#### GOAL
Leave out the pictures and copy the remaining records exactly.

--- BEGIN ---

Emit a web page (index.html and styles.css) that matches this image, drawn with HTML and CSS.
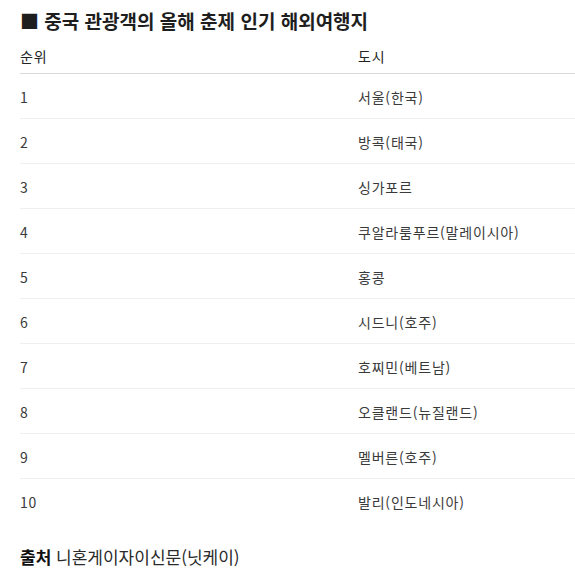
FILE: index.html
```html
<!DOCTYPE html>
<html lang="ko">
<head>
<meta charset="utf-8">
<link rel="stylesheet" href="styles.css">
</head>
<body>
<div class="page">
  <h2 class="title">■ 중국 관광객의 올해 춘제 인기 해외여행지</h2>
  <table class="rank">
    <thead>
      <tr><th class="c1">순위</th><th>도시</th></tr>
    </thead>
    <tbody>
      <tr><td>1</td><td>서울(한국)</td></tr>
      <tr><td>2</td><td>방콕(태국)</td></tr>
      <tr><td>3</td><td>싱가포르</td></tr>
      <tr><td>4</td><td>쿠알라룸푸르(말레이시아)</td></tr>
      <tr><td>5</td><td>홍콩</td></tr>
      <tr><td>6</td><td>시드니(호주)</td></tr>
      <tr><td>7</td><td>호찌민(베트남)</td></tr>
      <tr><td>8</td><td>오클랜드(뉴질랜드)</td></tr>
      <tr><td>9</td><td>멜버른(호주)</td></tr>
      <tr><td>10</td><td>발리(인도네시아)</td></tr>
    </tbody>
  </table>
  <p class="source"><strong>출처</strong> 니혼게이자이신문(닛케이)</p>
</div>
</body>
</html>
```

FILE: styles.css
```css
html, body {
  margin: 0;
  padding: 0;
  background: #fff;
}
body {
  font-family: "Noto Sans CJK KR", "Noto Sans", sans-serif;
  color: #333;
}
.page {
  padding: 8px 0 0 20px;
}
.title {
  margin: 0;
  font-size: 19px;
  line-height: 26px;
  font-weight: 700;
  color: #1e1e1e;
}
.rank {
  width: 555px;
  border-collapse: collapse;
  margin-top: 11px;
}
.rank th {
  text-align: left;
  font-weight: 400;
  font-size: 14px;
  letter-spacing: 0.8px;
  line-height: 18px;
  color: #222;
  padding: 2px 0 8px 0;
  border-bottom: 1px solid #d9d9d9;
}
.rank th.c1 {
  width: 338px;
}
.rank td {
  font-size: 14px;
  letter-spacing: 0.8px;
  line-height: 18px;
  color: #3a3a3a;
  padding: 14px 0 12px 0;
  border-bottom: 1px solid #efefef;
}
.rank tbody tr:last-child td {
  border-bottom: none;
}
.source {
  margin: 22px 0 0 0;
  font-size: 17px;
  line-height: 24px;
  color: #2a2a2a;
}
.source strong {
  font-weight: 700;
  color: #111;
}
```
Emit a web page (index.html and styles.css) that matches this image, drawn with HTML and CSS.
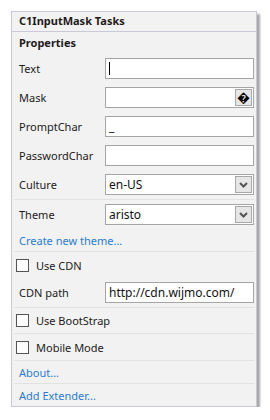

--- END ---

#### THE COMPLETED TASK
Emit a web page (index.html and styles.css) that matches this image, drawn with HTML and CSS.
FILE: index.html
```html
<!DOCTYPE html>
<html lang="ko">
<head>
<meta charset="utf-8">
<link rel="stylesheet" href="styles.css">
</head>
<body>
<div class="page">
  <h2 class="title">■ 중국 관광객의 올해 춘제 인기 해외여행지</h2>
  <table class="rank">
    <thead>
      <tr><th class="c1">순위</th><th>도시</th></tr>
    </thead>
    <tbody>
      <tr><td>1</td><td>서울(한국)</td></tr>
      <tr><td>2</td><td>방콕(태국)</td></tr>
      <tr><td>3</td><td>싱가포르</td></tr>
      <tr><td>4</td><td>쿠알라룸푸르(말레이시아)</td></tr>
      <tr><td>5</td><td>홍콩</td></tr>
      <tr><td>6</td><td>시드니(호주)</td></tr>
      <tr><td>7</td><td>호찌민(베트남)</td></tr>
      <tr><td>8</td><td>오클랜드(뉴질랜드)</td></tr>
      <tr><td>9</td><td>멜버른(호주)</td></tr>
      <tr><td>10</td><td>발리(인도네시아)</td></tr>
    </tbody>
  </table>
  <p class="source"><strong>출처</strong> 니혼게이자이신문(닛케이)</p>
</div>
</body>
</html>
```

FILE: styles.css
```css
html, body {
  margin: 0;
  padding: 0;
  background: #fff;
}
body {
  font-family: "Noto Sans CJK KR", "Noto Sans", sans-serif;
  color: #333;
}
.page {
  padding: 8px 0 0 20px;
}
.title {
  margin: 0;
  font-size: 19px;
  line-height: 26px;
  font-weight: 700;
  color: #1e1e1e;
}
.rank {
  width: 555px;
  border-collapse: collapse;
  margin-top: 11px;
}
.rank th {
  text-align: left;
  font-weight: 400;
  font-size: 14px;
  letter-spacing: 0.8px;
  line-height: 18px;
  color: #222;
  padding: 2px 0 8px 0;
  border-bottom: 1px solid #d9d9d9;
}
.rank th.c1 {
  width: 338px;
}
.rank td {
  font-size: 14px;
  letter-spacing: 0.8px;
  line-height: 18px;
  color: #3a3a3a;
  padding: 14px 0 12px 0;
  border-bottom: 1px solid #efefef;
}
.rank tbody tr:last-child td {
  border-bottom: none;
}
.source {
  margin: 22px 0 0 0;
  font-size: 17px;
  line-height: 24px;
  color: #2a2a2a;
}
.source strong {
  font-weight: 700;
  color: #111;
}
```
Emit a web page (index.html and styles.css) that matches this image, drawn with HTML and CSS.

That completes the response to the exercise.